WORK TO BE COMPLETED —
Nothing in the data should change when you return it, but leave the pictures out.

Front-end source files
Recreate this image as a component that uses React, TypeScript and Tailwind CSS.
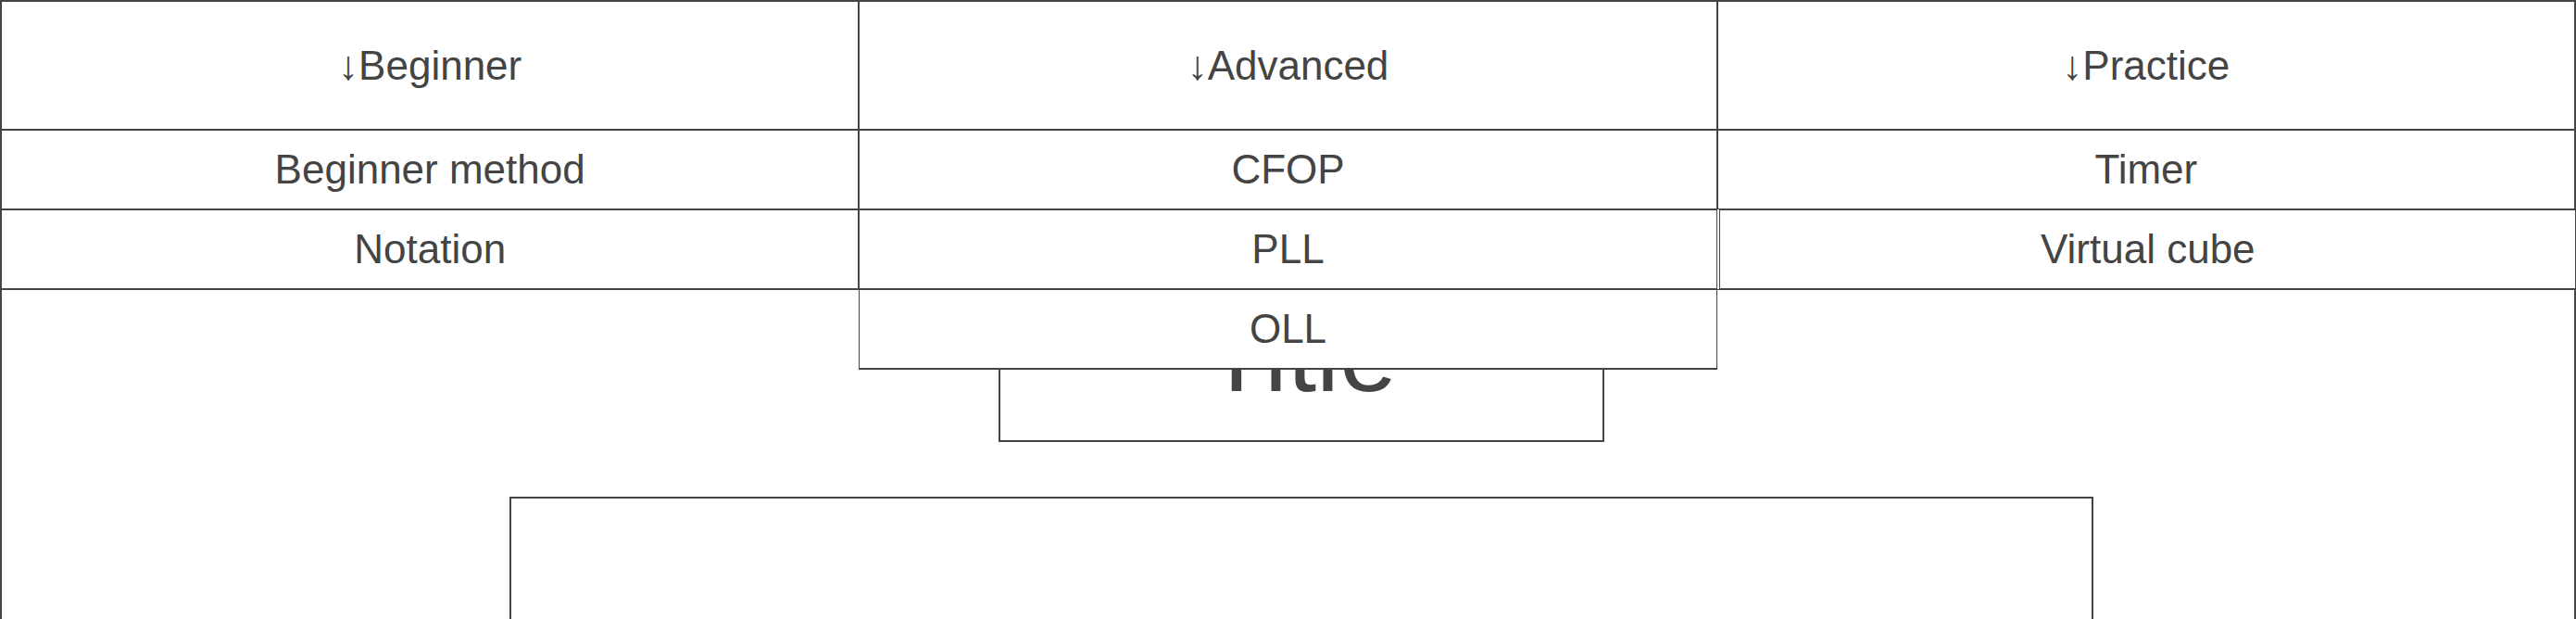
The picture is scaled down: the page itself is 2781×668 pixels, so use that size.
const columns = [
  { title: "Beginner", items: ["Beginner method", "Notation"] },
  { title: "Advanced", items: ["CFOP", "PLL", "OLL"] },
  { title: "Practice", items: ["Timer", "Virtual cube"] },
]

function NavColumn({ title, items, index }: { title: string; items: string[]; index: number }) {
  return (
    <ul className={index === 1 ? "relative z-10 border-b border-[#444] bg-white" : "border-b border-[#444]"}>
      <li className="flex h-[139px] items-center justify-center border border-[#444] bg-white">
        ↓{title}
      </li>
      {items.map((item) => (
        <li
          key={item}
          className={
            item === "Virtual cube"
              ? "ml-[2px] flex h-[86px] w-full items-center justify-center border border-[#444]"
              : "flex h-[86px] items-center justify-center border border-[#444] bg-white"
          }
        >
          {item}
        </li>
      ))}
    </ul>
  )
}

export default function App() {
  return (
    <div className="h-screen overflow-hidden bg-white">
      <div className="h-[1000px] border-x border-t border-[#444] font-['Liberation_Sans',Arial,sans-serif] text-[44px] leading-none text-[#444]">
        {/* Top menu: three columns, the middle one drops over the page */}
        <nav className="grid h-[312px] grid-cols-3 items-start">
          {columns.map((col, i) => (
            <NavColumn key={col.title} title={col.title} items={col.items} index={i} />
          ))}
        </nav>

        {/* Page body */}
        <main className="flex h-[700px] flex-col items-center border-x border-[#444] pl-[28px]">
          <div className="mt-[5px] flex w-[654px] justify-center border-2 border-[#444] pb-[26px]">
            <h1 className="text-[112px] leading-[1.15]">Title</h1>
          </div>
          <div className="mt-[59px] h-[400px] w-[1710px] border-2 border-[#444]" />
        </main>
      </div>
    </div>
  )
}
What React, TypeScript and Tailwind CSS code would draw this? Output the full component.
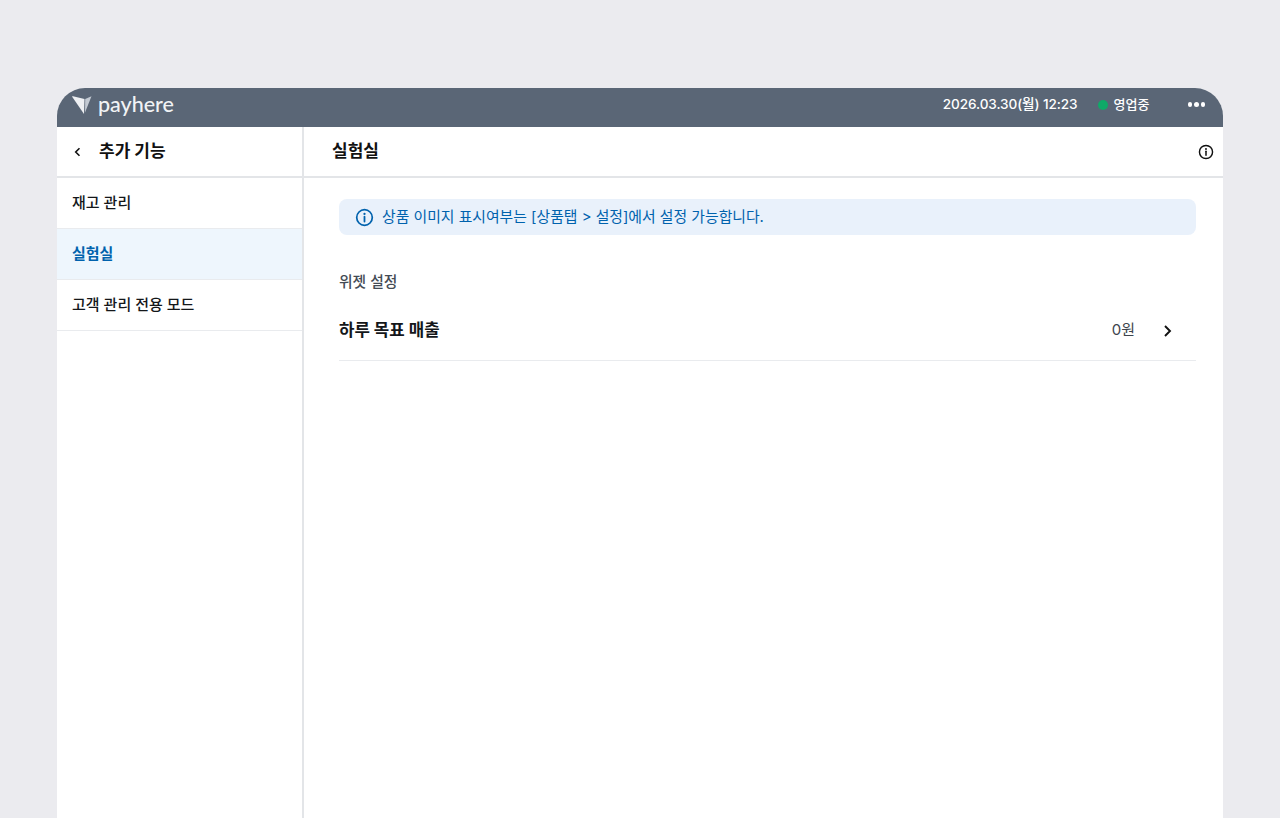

OUTPUT FOR THIS EXERCISE —
Recreate this image as a component that uses React, TypeScript and Tailwind CSS.
The picture is scaled down: the page itself is 2781×668 pixels, so use that size.
const columns = [
  { title: "Beginner", items: ["Beginner method", "Notation"] },
  { title: "Advanced", items: ["CFOP", "PLL", "OLL"] },
  { title: "Practice", items: ["Timer", "Virtual cube"] },
]

function NavColumn({ title, items, index }: { title: string; items: string[]; index: number }) {
  return (
    <ul className={index === 1 ? "relative z-10 border-b border-[#444] bg-white" : "border-b border-[#444]"}>
      <li className="flex h-[139px] items-center justify-center border border-[#444] bg-white">
        ↓{title}
      </li>
      {items.map((item) => (
        <li
          key={item}
          className={
            item === "Virtual cube"
              ? "ml-[2px] flex h-[86px] w-full items-center justify-center border border-[#444]"
              : "flex h-[86px] items-center justify-center border border-[#444] bg-white"
          }
        >
          {item}
        </li>
      ))}
    </ul>
  )
}

export default function App() {
  return (
    <div className="h-screen overflow-hidden bg-white">
      <div className="h-[1000px] border-x border-t border-[#444] font-['Liberation_Sans',Arial,sans-serif] text-[44px] leading-none text-[#444]">
        {/* Top menu: three columns, the middle one drops over the page */}
        <nav className="grid h-[312px] grid-cols-3 items-start">
          {columns.map((col, i) => (
            <NavColumn key={col.title} title={col.title} items={col.items} index={i} />
          ))}
        </nav>

        {/* Page body */}
        <main className="flex h-[700px] flex-col items-center border-x border-[#444] pl-[28px]">
          <div className="mt-[5px] flex w-[654px] justify-center border-2 border-[#444] pb-[26px]">
            <h1 className="text-[112px] leading-[1.15]">Title</h1>
          </div>
          <div className="mt-[59px] h-[400px] w-[1710px] border-2 border-[#444]" />
        </main>
      </div>
    </div>
  )
}
What React, TypeScript and Tailwind CSS code would draw this? Output the full component.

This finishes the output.